(begin)

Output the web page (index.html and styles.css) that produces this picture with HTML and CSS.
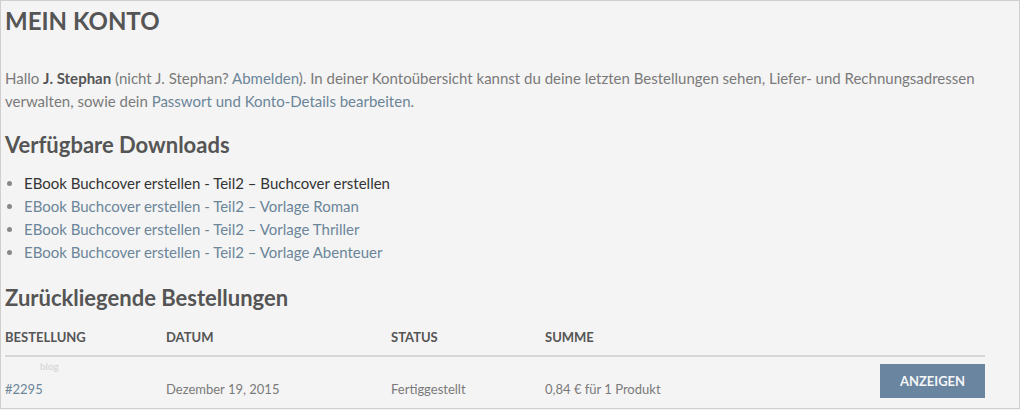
FILE: index.html
```html
<!DOCTYPE html>
<html lang="de">
<head>
<meta charset="utf-8">
<title>Mein Konto</title>
<link rel="stylesheet" href="styles.css">
</head>
<body>
<div class="page">
  <h1 class="title">MEIN KONTO</h1>
  <p class="intro">Hallo <strong>J. Stephan</strong> (nicht J. Stephan? <a href="#">Abmelden</a>). In deiner Kontoübersicht kannst du deine letzten Bestellungen sehen, Liefer- und Rechnungsadressen verwalten, sowie dein <a href="#">Passwort und Konto-Details bearbeiten</a>.</p>
  <h2 class="section">Verfügbare Downloads</h2>
  <ul class="downloads">
    <li class="current">EBook Buchcover erstellen - Teil2 – Buchcover erstellen</li>
    <li><a href="#">EBook Buchcover erstellen - Teil2 – Vorlage Roman</a></li>
    <li><a href="#">EBook Buchcover erstellen - Teil2 – Vorlage Thriller</a></li>
    <li><a href="#">EBook Buchcover erstellen - Teil2 – Vorlage Abenteuer</a></li>
  </ul>
  <h2 class="section orders-title">Zurückliegende Bestellungen</h2>
  <div class="orders">
    <div class="row head">
      <div class="c1">BESTELLUNG</div>
      <div class="c2">DATUM</div>
      <div class="c3">STATUS</div>
      <div class="c4">SUMME</div>
      <div class="c5"></div>
    </div>
    <div class="row body">
      <span class="wm">blog</span>
      <div class="c1 cell"><a href="#">#2295</a></div>
      <div class="c2 cell">Dezember 19, 2015</div>
      <div class="c3 cell">Fertiggestellt</div>
      <div class="c4 cell">0,84 € für 1 Produkt</div>
      <div class="c5"><a class="btn" href="#">ANZEIGEN</a></div>
    </div>
  </div>
</div>
</body>
</html>
```

FILE: styles.css
```css
html, body {
  margin: 0;
  padding: 0;
  background: #f4f4f4;
}
.page {
  box-sizing: border-box;
  width: 1020px;
  height: 409px;
  border: 1px solid #cfcfcf;
  padding: 0 4px;
  overflow: hidden;
  font-family: Lato, "Open Sans", sans-serif;
  color: #7a7a7a;
  font-size: 14px;
}
a {
  color: #6b8599;
  text-decoration: none;
}
.title {
  margin: 5px 0 0;
  font-size: 24px;
  font-weight: 700;
  color: #555;
  line-height: 30px;
}
.intro {
  margin: 31px 0 0;
  font-size: 15px;
  line-height: 23px;
}
.intro strong {
  color: #555;
}
.section {
  margin: 18px 0 0;
  font-size: 22px;
  font-weight: 700;
  color: #555;
  line-height: 28px;
}
.orders-title {
  margin-top: 20px;
}
.downloads {
  margin: 13px 0 0;
  padding: 0 0 0 19px;
  font-size: 15px;
  line-height: 23px;
}
.downloads li::marker {
  color: #888;
}
.downloads li.current {
  color: #333;
}
.orders {
  margin-top: 7px;
  width: 980px;
}
.row {
  display: flex;
  position: relative;
}
.row.head {
  height: 36px;
  align-items: center;
  border-bottom: 2px solid #d6d6d6;
  font-weight: 700;
  font-size: 13px;
  color: #555;
}
.row.body {
  height: 52px;
  align-items: flex-start;
  font-size: 13px;
}
.cell {
  padding-top: 24px;
  line-height: 16px;
}
.c1 { width: 161px; }
.c2 { width: 225px; }
.c3 { width: 154px; }
.c4 { flex: 1; }
.c5 { width: 105px; }
.btn {
  display: block;
  height: 34px;
  line-height: 34px;
  text-align: center;
  background: #6a85a0;
  color: #f4f6f8;
  font-size: 13px;
  font-weight: 700;
  margin-top: 7px;
}
.wm {
  position: absolute;
  left: 35px;
  top: 3px;
  font-size: 10px;
  color: #d2d2d2;
}
```
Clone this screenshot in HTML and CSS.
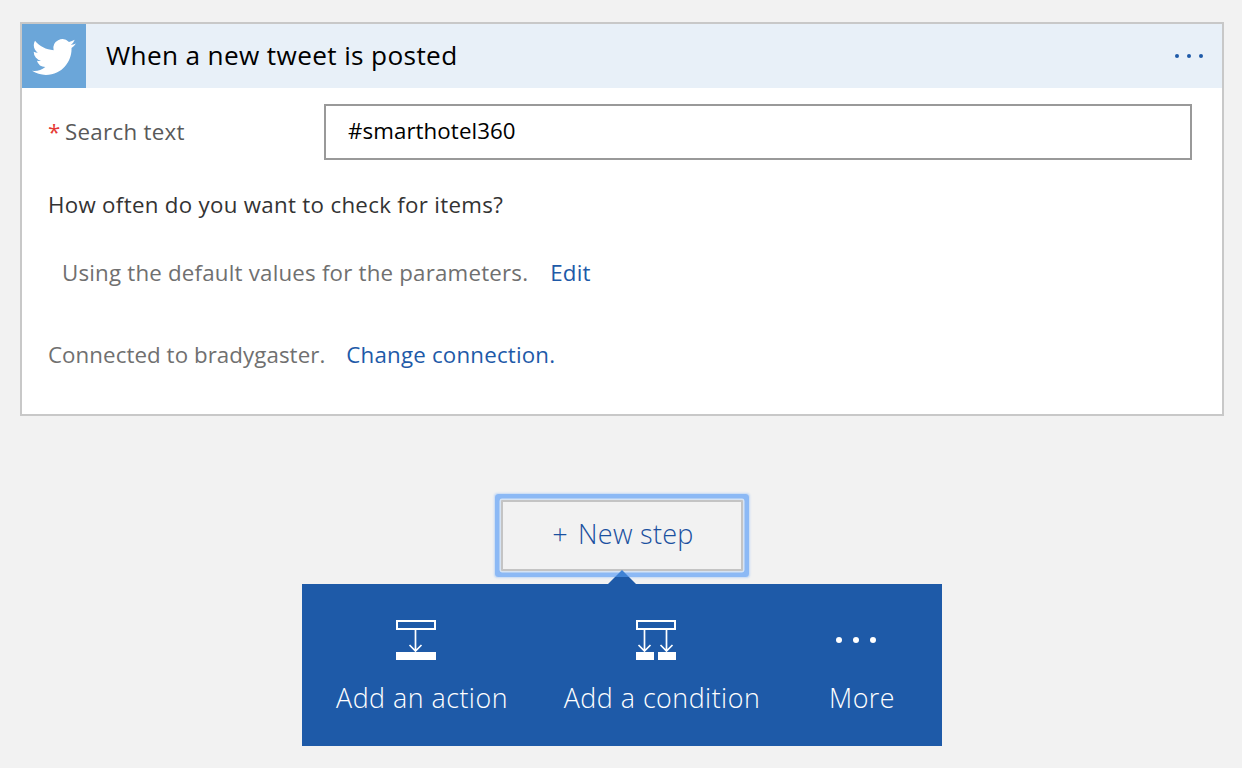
FILE: index.html
```html
<!DOCTYPE html>
<html lang="en">
<head>
<meta charset="utf-8">
<title>When a new tweet is posted</title>
<link rel="stylesheet" href="styles.css">
</head>
<body>
<section class="card">
  <header class="card-head">
    <div class="brand">
      <svg class="bird" viewBox="0 0 24 24" aria-hidden="true"><path d="M23.95 4.57a10 10 0 0 1-2.82.77 4.96 4.96 0 0 0 2.16-2.72c-.95.55-2 .95-3.12 1.18a4.92 4.92 0 0 0-8.38 4.48C7.69 8.09 4.07 6.13 1.64 3.16a4.82 4.82 0 0 0-.67 2.48c0 1.71.87 3.21 2.19 4.1a4.9 4.9 0 0 1-2.23-.62v.06a4.92 4.92 0 0 0 3.95 4.83 5 5 0 0 1-2.21.08 4.94 4.94 0 0 0 4.6 3.42A9.87 9.87 0 0 1 0 19.54a14 14 0 0 0 7.56 2.21c9.05 0 14-7.5 14-13.98 0-.21 0-.42-.02-.63a9.94 9.94 0 0 0 2.41-2.57z"/></svg>
    </div>
    <h1 class="card-title">When a new tweet is posted</h1>
    <div class="dots dots-blue"><i></i><i></i><i></i></div>
  </header>
  <div class="card-body">
    <div class="field">
      <label class="field-label"><span class="req">*</span>Search text</label>
      <div class="input">#smarthotel360</div>
    </div>
    <p class="question">How often do you want to check for items?</p>
    <p class="defaults">Using the default values for the parameters.<a class="link link-edit" href="#">Edit</a></p>
    <p class="connection">Connected to bradygaster.<a class="link link-change" href="#">Change connection.</a></p>
  </div>
</section>
<div class="step-wrap">
  <button class="new-step" type="button"><span class="plus">+</span>New step</button>
  <span class="caret"></span>
  <nav class="panel">
    <a class="panel-item item-action" href="#">
      <svg class="panel-icon" viewBox="0 0 40 40" aria-hidden="true">
        <rect x="1" y="1" width="38" height="8" fill="none" stroke="#fff" stroke-width="2"/>
        <rect y="32" width="40" height="8" fill="#fff"/>
        <path d="M19.500 9v22M13.500 25l6 6 6-6" fill="none" stroke="#fff" stroke-width="1.700"/>
      </svg>
      <span>Add an action</span>
    </a>
    <a class="panel-item item-condition" href="#">
      <svg class="panel-icon" viewBox="0 0 40 40" aria-hidden="true">
        <rect x="1" y="1" width="38" height="8" fill="none" stroke="#fff" stroke-width="2"/>
        <rect y="32" width="18" height="8" fill="#fff"/>
        <rect x="22" y="32" width="18" height="8" fill="#fff"/>
        <path d="M8.500 9v22M2.500 25l6 6 6-6M30.500 9v22M24.500 25l6 6 6-6" fill="none" stroke="#fff" stroke-width="1.700"/>
      </svg>
      <span>Add a condition</span>
    </a>
    <a class="panel-item item-more" href="#">
      <span class="panel-icon more-icon"><span class="dots dots-white"><i></i><i></i><i></i></span></span>
      <span>More</span>
    </a>
  </nav>
</div>
</body>
</html>
```
FILE: styles.css
```css
* { box-sizing: border-box; }
html, body { margin: 0; height: 768px; overflow: hidden; }
body {
  background: #f2f2f2;
  font-family: "Open Sans", "Noto Sans", sans-serif;
  padding: 22px 18px 0 20px;
  color: #666;
}
p, h1 { margin: 0; font-weight: 400; }
a { text-decoration: none; }

.card {
  height: 394px;
  background: #fff;
  border: 2px solid #c8c8c8;
}
.card-head {
  display: flex;
  align-items: center;
  height: 64px;
  background: #e8f0f8;
}
.brand {
  width: 64px;
  height: 64px;
  background: #6ba6d9;
  display: flex;
  align-items: center;
  justify-content: center;
}
.bird { width: 44px; height: 44px; margin-top: 1px; fill: #fff; }
.card-title {
  margin: -2px 0 0 20px;
  flex: 1;
  font-size: 26.200px;
  letter-spacing: 0.35px;
  line-height: 36px;
  color: #000;
}
.dots { display: flex; }
.dots i { display: block; border-radius: 50%; }
.dots-blue { gap: 8px; margin-right: 19px; }
.dots-blue i { width: 4px; height: 4px; background: #1e5aa8; }
.dots-white { gap: 11px; }
.dots-white i { width: 6px; height: 6px; background: #fff; }

.card-body { padding: 16px 30px 0 26px; font-size: 22.300px; letter-spacing: 0.3px; }
.field { display: flex; align-items: center; height: 56px; }
.field-label { width: 276px; margin-top: -2px; color: #595959; display: flex; align-items: center; }
.req { color: #e53935; width: 17px; }
.input {
  flex: 1;
  height: 56px;
  border: 2px solid #999;
  padding-left: 22px;
  letter-spacing: 0.08px;
  line-height: 50px;
  color: #000;
}
.question { margin-top: 27px; line-height: 36px; color: #333; }
.defaults { margin-top: 32px; margin-left: 14px; letter-spacing: 0.2px; line-height: 36px; color: #707070; }
.connection { margin-top: 46px; letter-spacing: 0.07px; line-height: 36px; color: #707070; }
.link { color: #1e5aa8; }
.link-edit { margin-left: 22px; }
.link-change { margin-left: 21px; letter-spacing: 0.2px; }

.step-wrap {
  position: relative;
  display: flex;
  flex-direction: column;
  align-items: center;
  width: 640px;
  margin: 84px 0 0 282px;
}
.new-step {
  display: block;
  width: 242px;
  height: 71px;
  background: #f2f2f2;
  border: 2px solid #c4c4c4;
  border-radius: 1px;
  outline: none;
  box-shadow: 0 0 0 1.500px #d6e3f3, 0 0 0 6px #8cb9f5, 0 0 2px 7px #c4d9f5;
  font: inherit;
  font-size: 27px;
  font-weight: 300;
  letter-spacing: 0.3px;
  color: #1a50a0;
  padding: 0 0 4px 2px;
}
.plus { margin-right: 10px; }
.caret {
  position: absolute;
  left: 306px;
  top: 70px;
  width: 28px;
  height: 14px;
  background: linear-gradient(#3f82d4 0, #3f82d4 7px, #1e5aa8 7px);
  clip-path: polygon(50% 0, 100% 100%, 0 100%);
}
.panel {
  margin-top: 13px;
  width: 640px;
  height: 162px;
  background: #1e5aa8;
  display: flex;
  color: #fff;
}
.panel-item {
  display: flex;
  flex-direction: column;
  align-items: center;
  color: #fff;
  font-size: 26.800px;
  font-weight: 300;
  letter-spacing: 0.5px;
  line-height: 36px;
  padding-top: 36px;
}
.panel-icon { display: block; width: 40px; height: 40px; margin: 0 12px 20px 0; }
.item-action { width: 240px; }
.item-condition { width: 240px; }
.item-more { width: 160px; }
.more-icon { display: flex; align-items: center; justify-content: center; }
```
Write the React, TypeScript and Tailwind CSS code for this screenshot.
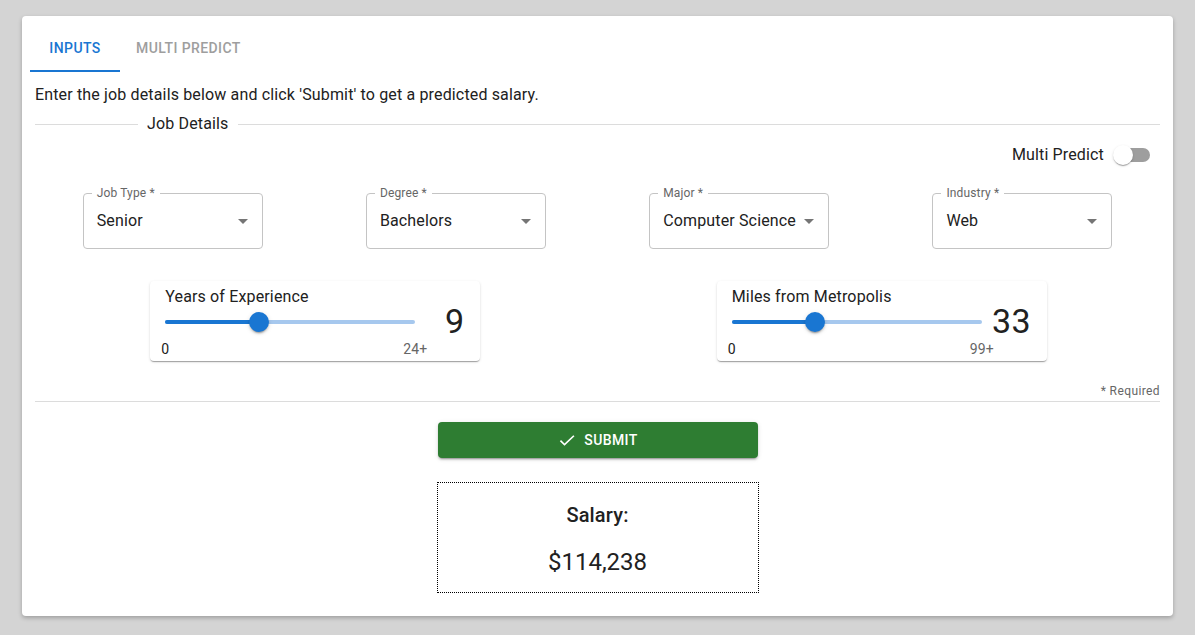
import React from 'react';

const FONT = { fontFamily: 'Roboto, "Liberation Sans", sans-serif' };

function SelectBox({ label, value }: { label: string; value: string }) {
  return (
    <div className="flex justify-center">
      <div className="relative h-[56px] w-[180px] rounded-[4px] border border-[#c4c4c4] flex items-center pl-[13px] pr-[7px]">
        <span className="absolute left-[8px] top-[-9px] bg-white px-[5px] text-[12px] leading-[16px] tracking-[0.15px] text-[#666]">
          {label}
        </span>
        <span className="flex-1 text-[16px] tracking-[0.15px] text-[#212121] whitespace-nowrap">{value}</span>
        <svg viewBox="0 0 24 24" className="h-6 w-6 fill-[#757575]">
          <path d="M7 10l5 5 5-5z" />
        </svg>
      </div>
    </div>
  );
}

function SliderCard({ label, value, max, maxLabel }: { label: string; value: number; max: number; maxLabel: string }) {
  const pct = (value / max) * 100;
  return (
    <div className="flex justify-center">
      <div className="h-[80px] w-[330px] rounded-[4px] bg-white shadow-[0_2px_1px_-1px_rgba(0,0,0,0.2),0_1px_1px_0_rgba(0,0,0,0.14),0_1px_3px_0_rgba(0,0,0,0.12)] flex items-start justify-between pl-[15px] pr-[16px] pt-[4px]">
        <div className="w-[250px]">
          <div className="text-[16px] leading-[24px] tracking-[0.15px] text-[#212121]">{label}</div>
          <div className="relative h-[44px]">
            <div className="absolute left-0 right-0 top-[11px] h-[4px] rounded-full bg-[#a6c8ee]" />
            <div className="absolute left-0 top-[11px] h-[4px] rounded-full bg-[#1976d2]" style={{ width: `${pct}%` }} />
            <div
              className="absolute top-[3px] h-[20px] w-[20px] -ml-[10px] rounded-full bg-[#1976d2] shadow-[0_3px_1px_-2px_rgba(0,0,0,0.2),0_2px_2px_0_rgba(0,0,0,0.14),0_1px_5px_0_rgba(0,0,0,0.12)]"
              style={{ left: `${pct}%` }}
            />
            <span className="absolute left-0 top-[30px] -translate-x-1/2 text-[14px] leading-[20px] tracking-[0.15px] text-[#212121]">0</span>
            <span className="absolute left-full top-[30px] -translate-x-1/2 text-[14px] leading-[20px] tracking-[0.15px] text-[#666]">{maxLabel}</span>
          </div>
        </div>
        <div className="mt-[16px] text-[34px] leading-[40px] tracking-[0.25px] text-[#212121]">{value}</div>
      </div>
    </div>
  );
}

export default function App() {
  return (
    <div className="min-h-[635px] bg-[#d4d4d4] px-[22px] pt-[16px] pb-[19px]" style={FONT}>
      <div className="h-[600px] rounded-[4px] bg-white shadow-[0_2px_4px_rgba(0,0,0,0.25)] px-[8px] pt-[8px]">
        {/* tabs */}
        <div className="flex h-[48px]">
          <div className="relative flex w-[90px] items-center justify-center text-[14px] font-medium tracking-[0.4px] text-[#1976d2]">
            INPUTS
            <div className="absolute bottom-0 left-0 right-0 h-[2px] bg-[#1976d2]" />
          </div>
          <div className="flex items-center px-[16px] text-[14px] font-medium tracking-[0.4px] text-[#9e9e9e]">
            MULTI PREDICT
          </div>
        </div>

        <div className="px-[5px]">
          <p className="mt-[11px] text-[16px] leading-[24px] tracking-[0.15px] text-[#212121]">
            Enter the job details below and click 'Submit' to get a predicted salary.
          </p>

          <div className="mt-[5px] flex h-[24px] items-center">
            <div className="h-px w-[103px] bg-[#dcdcdc]" />
            <span className="px-[9px] text-[16px] tracking-[0.15px] text-[#212121]">Job Details</span>
            <div className="h-px flex-1 bg-[#dcdcdc]" />
          </div>

          <div className="mt-[7px] flex h-[24px] items-center justify-end pr-[10px]">
            <span className="text-[16px] tracking-[0.15px] text-[#212121]">Multi Predict</span>
            <div className="relative ml-[10px] h-[14px] w-[36px]">
              <div className="absolute left-[2px] right-0 top-0 h-[14px] rounded-full bg-[#9e9e9e]" />
              <div className="absolute left-[-1px] top-[-3px] h-[20px] w-[20px] rounded-full bg-white shadow-[0_2px_1px_-1px_rgba(0,0,0,0.2),0_1px_1px_0_rgba(0,0,0,0.14),0_1px_3px_0_rgba(0,0,0,0.12)]" />
            </div>
          </div>

          <div className="-mx-[4px] mt-[26px] grid grid-cols-4">
            <SelectBox label="Job Type *" value="Senior" />
            <SelectBox label="Degree *" value="Bachelors" />
            <SelectBox label="Major *" value="Computer Science" />
            <SelectBox label="Industry *" value="Web" />
          </div>

          <div className="-ml-[3px] -mr-[5px] mt-[32px] grid grid-cols-2">
            <SliderCard label="Years of Experience" value={9} max={24} maxLabel="24+" />
            <SliderCard label="Miles from Metropolis" value={33} max={99} maxLabel="99+" />
          </div>

          <div className="mt-[22px] text-right text-[12px] leading-[16px] tracking-[0.4px] text-[#666]">* Required</div>
          <div className="mt-[2px] h-px bg-[#dcdcdc]" />

          <div className="mt-[20px] flex justify-center">
            <div className="flex h-[36px] w-[320px] items-center justify-center gap-[7px] rounded-[4px] bg-[#2e7d32] text-[14px] font-medium tracking-[0.4px] text-white shadow-[0_3px_1px_-2px_rgba(0,0,0,0.2),0_2px_2px_0_rgba(0,0,0,0.14),0_1px_5px_0_rgba(0,0,0,0.12)]">
              <svg viewBox="0 0 24 24" className="h-[20px] w-[20px] fill-white">
                <path d="M9 16.17 4.83 12l-1.42 1.41L9 19 21 7.59 19.59 6.17z" />
              </svg>
              SUBMIT
            </div>
          </div>

          <div className="mt-[24px] flex justify-center">
            <div className="flex h-[111px] w-[322px] flex-col items-center border border-dotted border-black">
              <div className="mt-[17px] text-[20px] font-medium leading-[30px] tracking-[0.15px] text-[#212121]">Salary:</div>
              <div className="mt-[16px] text-[24px] leading-[32px] text-[#212121]">$114,238</div>
            </div>
          </div>
        </div>
      </div>
    </div>
  );
}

(end)

Copy out every line of the listing that contains the string "this".

Output the web page (index.html and styles.css) that produces this picture with HTML and CSS.
Clone this screenshot in HTML and CSS.
Write the React, TypeScript and Tailwind CSS code for this screenshot.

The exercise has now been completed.